Podcastfolge #94: Blind in die Berge
Foto: Kletterhalle Wien / Edgar Eisner
Wie findet man Halt, wenn man nichts sieht? Die österreichische Parakletterin Linda Le Bon ist fast blind – und erklimmt dennoch mit beeindruckender Präzision steile Wände und hohe Berggipfel. In der neuen Folge des Bergwelten-Podcasts begleiten wir sie bei einem Training und stellen die Frage: Wie erlebt man die Berge mit einem, fürs Bergsteigen so wichtigen, Sinn weniger? Und: Wie orientiert man sich ohne Sehsinn an Kletterwänden und am Fels?
Mit Stimme statt Sicht
Linda Le Bon ist Anfang sechzig, leidenschaftliche Bergsportlerin und seit einigen Jahren fester Bestandteil der internationalen Parakletter-Szene. Im September 2025 holte sie bei der Paraclimbing-Weltmeisterschaft in Seoul Silber.
Dass Linda heute auf Wettkampfbühnen steht, ist keine Selbstverständlichkeit. Mit Ende vierzig erkrankte sie an Makuladegeneration, einer unheilbaren Netzhauterkrankung. „Am Anfang wollte ich es nicht wahrhaben. Ich dachte, das wird schon wieder. Dann ist es ziemlich schnell schlimmer geworden, und ich habe zwei Jahre lang schwer damit gekämpft", erzählt sie im Podcast-Interview. Seit der Diagnose wurde Linda 19 Mal am Auge operiert, heute ist sie fast blind.
Linda Le Bon verlässt sich beim Klettern nicht auf ihren Sehsinn, sondern auf ihr Gehör.
Doch Stillstand kam für Linda, die in ihren Zwanzigern als eine der ersten Frauen den 8.201m hohen Cho Oyu ohne künstlichen Sauerstoff bestieg, nie in Frage: „Ich wusste, ich muss in Bewegung bleiben", sagt sie. Statt sich zurückzuziehen, suchte sie neue Wege. Heute zählt sie zu den besten Parakletterinnen der Welt und geht ihrer Bergsport-Leidenschaft nach wie vor mit Begeisterung nach.
Alles ist möglich. Wenn man vollblind klettern kann oder ein Querschnittsgelähmter auf den Armen hängend eine Route hochkommt – unmöglich gibt es nicht. Schwer schon.

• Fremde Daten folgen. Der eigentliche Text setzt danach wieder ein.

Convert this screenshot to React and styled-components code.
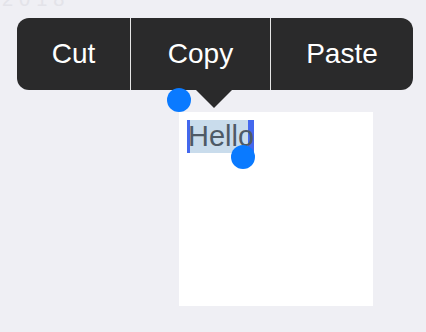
import React from 'react';
import styled, {createGlobalStyle} from 'styled-components';

const Global = createGlobalStyle`
    html, body {
        margin: 0;
        padding: 0;
        background: #efeff4;
        font-family: "Liberation Sans", Arial, sans-serif;
    }
`;

const Page = styled.div`
    width: 426px;
    height: 332px;
    overflow: hidden;
    display: flex;
    flex-direction: column;
`;

// faint label peeking out at the top edge
const Ghost = styled.div`
    margin-top: -11px;
    height: 18px;
    padding-left: 2px;
    font-size: 20px;
    letter-spacing: 6px;
    color: #e3e3e9;
    line-height: 20px;
`;

const Menu = styled.div`
    position: relative;
    display: flex;
    align-self: flex-start;
    margin: 11px 0 0 17px;
    height: 72px;
    background: #2a2a2b;
    border-radius: 12px;

    &::after {
        content: '';
        position: absolute;
        left: 179px;
        top: 72px;
        border-left: 18px solid transparent;
        border-right: 18px solid transparent;
        border-top: 18px solid #2a2a2b;
    }
`;

const Item = styled.div`
    width: ${p => p.w}px;
    display: flex;
    align-items: center;
    justify-content: center;
    color: #ffffff;
    font-size: 28px;
    border-left: ${p => p.first ? 'none' : '1px solid #e6e6e6'};
`;

const Editor = styled.div`
    margin: 22px 0 0 179px;
    width: 194px;
    height: 194px;
    background: #ffffff;
    padding: 8px;
    box-sizing: border-box;
    display: flex;
    align-items: flex-start;
`;

const Selection = styled.div`
    position: relative;
    display: flex;
    align-items: center;
    width: 58px;
    height: 33px;
    background: #c9dcec;
    border-left: 3px solid #4468ee;
    border-right: 6px solid #4468ee;
`;

const Word = styled.span`
    margin-left: -2px;
    color: #4e5a66;
    font-size: 29px;
    line-height: 33px;
    white-space: nowrap;
`;

const Knob = styled.span`
    position: absolute;
    width: 24px;
    height: 24px;
    border-radius: 50%;
    background: #0a7aff;
    left: ${p => p.x}px;
    top: ${p => p.y}px;
`;

export default function App() {
    return (
        <Page>
            <Global/>
            <Ghost>2018</Ghost>
            <Menu>
                <Item w={113} first>Cut</Item>
                <Item w={139}>Copy</Item>
                <Item w={142}>Paste</Item>
            </Menu>
            <Editor>
                <Selection>
                    <Word>Hello</Word>
                    <Knob x={-23} y={-32}/>
                    <Knob x={41} y={25}/>
                </Selection>
            </Editor>
        </Page>
    );
}
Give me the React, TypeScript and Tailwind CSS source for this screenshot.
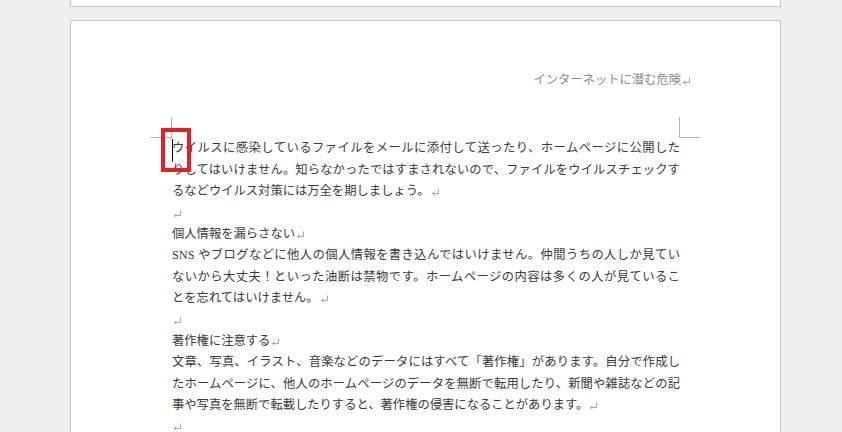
import React from 'react';

// Word の段落記号（↵）
const ParaMark: React.FC = () => (
  <svg
    className="inline-block ml-px align-[-1px]"
    width="9"
    height="8"
    viewBox="0 0 9 8"
    fill="none"
    stroke="#a8a8a8"
    strokeWidth="1"
  >
    <path d="M7.5 0.5V5.5H1.5" />
    <path d="M3.5 3.5L1.5 5.5L3.5 7.5" />
  </svg>
);

type LineProps = {
  children?: React.ReactNode;
  justify?: boolean;
  mark?: boolean;
};

const Line: React.FC<LineProps> = ({ children, justify, mark }) => (
  <div
    className={
      justify
        ? 'h-[21.4px] leading-[21.4px] text-justify [text-align-last:justify]'
        : 'h-[21.4px] leading-[21.4px]'
    }
  >
    {children}
    {mark && <ParaMark />}
  </div>
);

const App: React.FC = () => {
  return (
    <div className="w-[842px] h-[432px] overflow-hidden bg-[#efefef] font-['Liberation_Serif','Noto_Sans_CJK_JP',serif]">
      {/* 前のページの下端 */}
      <div className="ml-[70px] w-[711px] h-[7px] bg-white border-x border-b border-[#c6c6c6]" />

      {/* 現在のページ */}
      <div className="relative mt-[13px] ml-[70px] w-[711px] h-[600px] bg-white border border-[#c6c6c6]">
        {/* ヘッダー */}
        <div className="pt-[49px] pr-[99px] flex justify-end">
          <div className="h-[21.4px] leading-[21.4px] text-[12.3px] text-[#8c8c8c] -mr-[10px]">
            インターネットに潜む危険
            <ParaMark />
          </div>
        </div>

        {/* 本文 */}
        <div className="mt-[47px] ml-[101px] w-[508px] text-[12.3px] text-[#3a3a3a]">
          <Line justify>ウイルスに感染しているファイルをメールに添付して送ったり、ホームページに公開した</Line>
          <Line justify>りしてはいけません。知らなかったではすまされないので、ファイルをウイルスチェックす</Line>
          <Line mark>るなどウイルス対策には万全を期しましょう。</Line>
          <Line mark />
          <Line mark>個人情報を漏らさない</Line>
          <Line justify>SNS やブログなどに他人の個人情報を書き込んではいけません。仲間うちの人しか見てい</Line>
          <Line justify>ないから大丈夫！といった油断は禁物です。ホームページの内容は多くの人が見ているこ</Line>
          <Line mark>とを忘れてはいけません。</Line>
          <Line mark />
          <Line mark>著作権に注意する</Line>
          <Line justify>文章、写真、イラスト、音楽などのデータにはすべて「著作権」があります。自分で作成し</Line>
          <Line justify>たホームページに、他人のホームページのデータを無断で転用したり、新聞や雑誌などの記</Line>
          <Line mark>事や写真を無断で転載したりすると、著作権の侵害になることがあります。</Line>
          <Line mark />
        </div>

        {/* 余白のトンボ */}
        <div className="absolute left-[100px] top-[96px] w-px h-[21px] bg-[#b4b4b4]" />
        <div className="absolute left-[80px] top-[116px] w-[21px] h-px bg-[#b4b4b4]" />
        <div className="absolute left-[608px] top-[96px] w-px h-[21px] bg-[#b4b4b4]" />
        <div className="absolute left-[608px] top-[116px] w-[21px] h-px bg-[#b4b4b4]" />

        {/* カーソル */}
        <div className="absolute left-[101px] top-[118px] w-px h-[23px] bg-black" />

        {/* 強調枠 */}
        <div className="absolute left-[90px] top-[107px] w-[30px] h-[44px] border-4 border-[#e61e25]" />
      </div>
    </div>
  );
};

export default App;
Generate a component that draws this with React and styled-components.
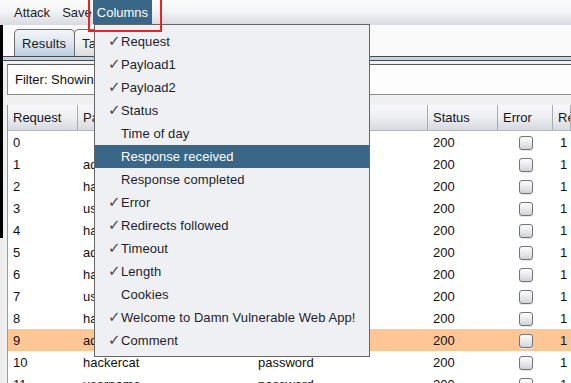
import React from "react";
import styled, { createGlobalStyle } from "styled-components";

const Global = createGlobalStyle`
  html, body { margin: 0; padding: 0; background: #fafafa; }
  body { font-family: "Liberation Sans", Arial, sans-serif; font-size: 13px; }
`;

const Window = styled.div`
  position: relative;
  width: 571px;
  height: 383px;
  overflow: hidden;
  background: #f4f4f4;
  color: #111;
`;

const MenuBar = styled.div`
  height: 25px;
  display: flex;
  gap: 1px;
  padding-left: 10px;
  background: linear-gradient(#fbfbfb 0%, #f3f4f6 45%, #d8dae0 100%);
`;

const MenuTitle = styled.div`
  height: 24px;
  padding: 0 ${(p) => p.$padR || "4px"} 0 4px;
  display: flex;
  align-items: center;
  color: ${(p) => (p.$active ? "#fff" : "#1c1c2a")};
  background: ${(p) => (p.$active ? "#3a6788" : "transparent")};
`;

const Body = styled.div`
  display: flex;
  height: 358px;
`;

const LeftEdge = styled.div`
  width: 3px;
  flex: none;
  background: linear-gradient(#000 0, #000 213px, #ececec 213px);
`;

const Main = styled.div`
  flex: 1;
  display: flex;
  flex-direction: column;
  min-width: 0;
`;

const TabStrip = styled.div`
  height: 31px;
  flex: none;
  display: flex;
  align-items: flex-end;
  padding-left: 11px;
  background: #fafafa;
`;

const Tab = styled.div`
  height: 26px;
  padding: 0 8px 0 7px;
  display: flex;
  align-items: center;
  border: 1px solid #6e6e6e;
  border-bottom: none;
  border-radius: 5px 5px 0 0;
  margin-right: -1px;
  letter-spacing: 0.1px;
  color: #1a1a24;
  background: ${(p) =>
    p.$active
      ? "linear-gradient(#f2f5f9 0%, #dde6ef 50%, #b9cce0 100%)"
      : "linear-gradient(#fafafa 0%, #eeeeee 60%, #d9dbdf 100%)"};
`;

const TabRule = styled.div`
  height: 3px;
  flex: none;
  border-top: 1px solid #4a4a4a;
  border-bottom: 1px solid #4a4a4a;
  background: #c0d3e7;
`;

const Content = styled.div`
  flex: 1;
  display: flex;
  flex-direction: column;
  padding: 3px 0 0 4px;
  background: #f0f0f0;
  min-height: 0;
  overflow: hidden;
`;

const FilterBar = styled.div`
  height: 29px;
  flex: none;
  display: flex;
  align-items: center;
  padding-left: 7px;
  background: #fdfdfd;
  border: 1px solid #8c8c8c;
  border-top-color: #5c5c5c;
  border-right: none;
  white-space: nowrap;
  color: #111;
`;

const Table = styled.div`
  margin-top: 10px;
  flex: none;
  background: #fff;
  border-left: 1px solid #9a9a9a;
`;

const cols = "70px 175px 175px 70px 55px 1fr";

const HeaderRow = styled.div`
  display: grid;
  grid-template-columns: ${cols};
  height: 25px;
  border-bottom: 1px solid #b4b7bc;
  background: linear-gradient(#f7f8fa 0%, #eceef1 50%, #d6d9de 100%);
`;

const HeadCell = styled.div`
  display: flex;
  align-items: center;
  padding-left: 5px;
  border-right: 1px solid #a9abaf;
  white-space: nowrap;
  overflow: hidden;
  color: #15151f;
`;

const Row = styled.div`
  display: grid;
  grid-template-columns: ${cols};
  height: 22px;
  padding-top: 1px;
  box-sizing: border-box;
  background: ${(p) => (p.$hl ? "#fec695" : "#fff")};
`;

const Cell = styled.div`
  display: flex;
  align-items: center;
  justify-content: ${(p) => (p.$center ? "center" : "flex-start")};
  padding-left: ${(p) => (p.$center ? "1px" : p.$pad || "5px")};
  white-space: nowrap;
  overflow: hidden;
  color: #111;
`;

const Check = styled.div`
  width: 12px;
  height: 12px;
  border: 1px solid #727478;
  border-radius: 3px;
  background: linear-gradient(#fdfdfd 0%, #e4e6ea 60%, #cfd2d7 100%);
  box-shadow: 0 1px 0 #e8e8e8;
`;

const Dropdown = styled.div`
  position: absolute;
  left: 94px;
  top: 24px;
  width: 274px;
  padding: 5px 0 4px;
  border: 1px solid #666;
  background: #eef0f4;
  z-index: 5;
`;

const Item = styled.div`
  height: 23px;
  display: grid;
  grid-template-columns: 13px 1fr;
  align-items: center;
  padding-left: 13px;
  white-space: nowrap;
  letter-spacing: 0.08px;
  color: ${(p) => (p.$hl ? "#fff" : "#1e1e2c")};
  background: ${(p) => (p.$hl ? "#3a6788" : "transparent")};
`;

const Tick = styled.span`
  font-family: "DejaVu Sans", sans-serif;
  font-size: 15px;
  color: #48484c;
  line-height: 1;
`;

const Annotation = styled.div`
  position: absolute;
  left: 88px;
  top: -2px;
  width: 70px;
  height: 30px;
  border: 2px solid #e4262b;
  z-index: 6;
  pointer-events: none;
`;

const items = [
  ["Request", true],
  ["Payload1", true],
  ["Payload2", true],
  ["Status", true],
  ["Time of day", false],
  ["Response received", false, true],
  ["Response completed", false],
  ["Error", true],
  ["Redirects followed", true],
  ["Timeout", true],
  ["Length", true],
  ["Cookies", false],
  ["Welcome to Damn Vulnerable Web App!", true],
  ["Comment", true],
];

const p1 = ["admin", "hackercat", "username", "hacker"];
const p2 = ["123456", "letmein", "password"];
const rows = Array.from({ length: 12 }, (_, i) =>
  i === 0
    ? { id: 0, a: "", b: "" }
    : { id: i, a: p1[(i - 1) % 4], b: p2[Math.min(2, Math.floor((i - 1) / 4))] }
);

export default function App() {
  return (
    <>
      <Global />
      <Window>
        <MenuBar>
          <MenuTitle $padR="7px">Attack</MenuTitle>
          <MenuTitle $padR="0px">Save</MenuTitle>
          <MenuTitle $active>Columns</MenuTitle>
        </MenuBar>
        <Body>
          <LeftEdge />
          <Main>
            <TabStrip>
              <Tab $active>Results</Tab>
              <Tab>Target</Tab>
              <Tab>Positions</Tab>
              <Tab>Payloads</Tab>
              <Tab>Options</Tab>
            </TabStrip>
            <TabRule />
            <Content>
              <FilterBar>Filter: Showing all items</FilterBar>
              <Table>
                <HeaderRow>
                  <HeadCell>Request</HeadCell>
                  <HeadCell>Payload1</HeadCell>
                  <HeadCell>Payload2</HeadCell>
                  <HeadCell>Status</HeadCell>
                  <HeadCell>Error</HeadCell>
                  <HeadCell>Redirects followed</HeadCell>
                </HeaderRow>
                {rows.map((r) => (
                  <Row key={r.id} $hl={r.id === 9}>
                    <Cell>{r.id}</Cell>
                    <Cell>{r.a}</Cell>
                    <Cell>{r.b}</Cell>
                    <Cell>200</Cell>
                    <Cell $center>
                      <Check />
                    </Cell>
                    <Cell $pad="7px">1</Cell>
                  </Row>
                ))}
              </Table>
            </Content>
          </Main>
        </Body>
        <Dropdown>
          {items.map(([label, on, hl]) => (
            <Item key={label} $hl={hl}>
              <Tick>{on ? "✓" : ""}</Tick>
              <span>{label}</span>
            </Item>
          ))}
        </Dropdown>
        <Annotation />
      </Window>
    </>
  );
}
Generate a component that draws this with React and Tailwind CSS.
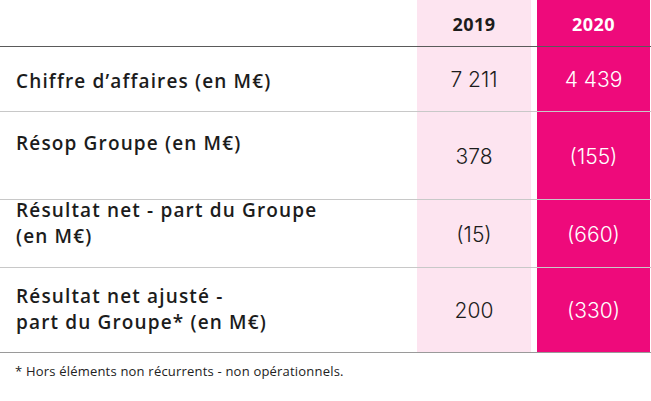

Wenn Linda klettert, ist es beinahe still. Nur ihr rhythmischer Atmen ist zu hören – und die Stimme ihres Ansagers, Patrik Törnström. Ein Ansager, auch Guide oder Caller genannt, unterstützt Athletinnen und Athleten mit bestimmten Behinderungen bei der Sportausübung. In Lindas Fall funktioniert das durch verbale Anweisungen. Patrik fungiert, wenn man so will, als Lindas zweites, funktionierendes Paar Augen: „Ich übernehme quasi den Sehsinn von Linda“, erklärt er. Linda tastet sich beim Klettern anhand von Patriks Worten Stück für Stück nach oben und vertraut voll und ganz auf die Stimme, die sie leitet. Dieses Vertrauen ist das Fundament ihres Erfolgs.
Die Berge spüren
Nicht nur in der Kletterhalle, auch draußen in den Bergen, verlässt sich Linda auf ihre anderen Sinne. Beim Wandern stützt sie ihr Gewicht auf Wanderstöcke, mit denen sie Unebenheiten, Felsen und Wurzeln ertastet. Ihrem Blindenführhund Buddy hat sie beigebracht, sie auf Wanderwegen zu führen. „Er geht an einer kurzen Leine vor mir, ich sehe seine Bewegung und folge ihm. So schaffen wir viel", erzählt Linda. Ein weiterer wichtiger Faktor, der Linda bei ihren Bergtouren hilft, ist ihr visuelles Gedächtnis.
Linda Le Bon steht für etwas, das weit über den Klettersport hinausgeht. Sie zeigt, wie man Verlust in Stärke verwandeln kann. „Man kann dankbar für alles sein, was man noch erleben darf. Wichtig ist, dass man in Bewegung bleibt – am liebsten in den Bergen und in der Natur", sagt sie. Lindas nächstes großes Ziel sind die Paralympischen Spiele 2028 in Los Angeles – dort wird Paraklettern zum ersten Mal olympisch sein.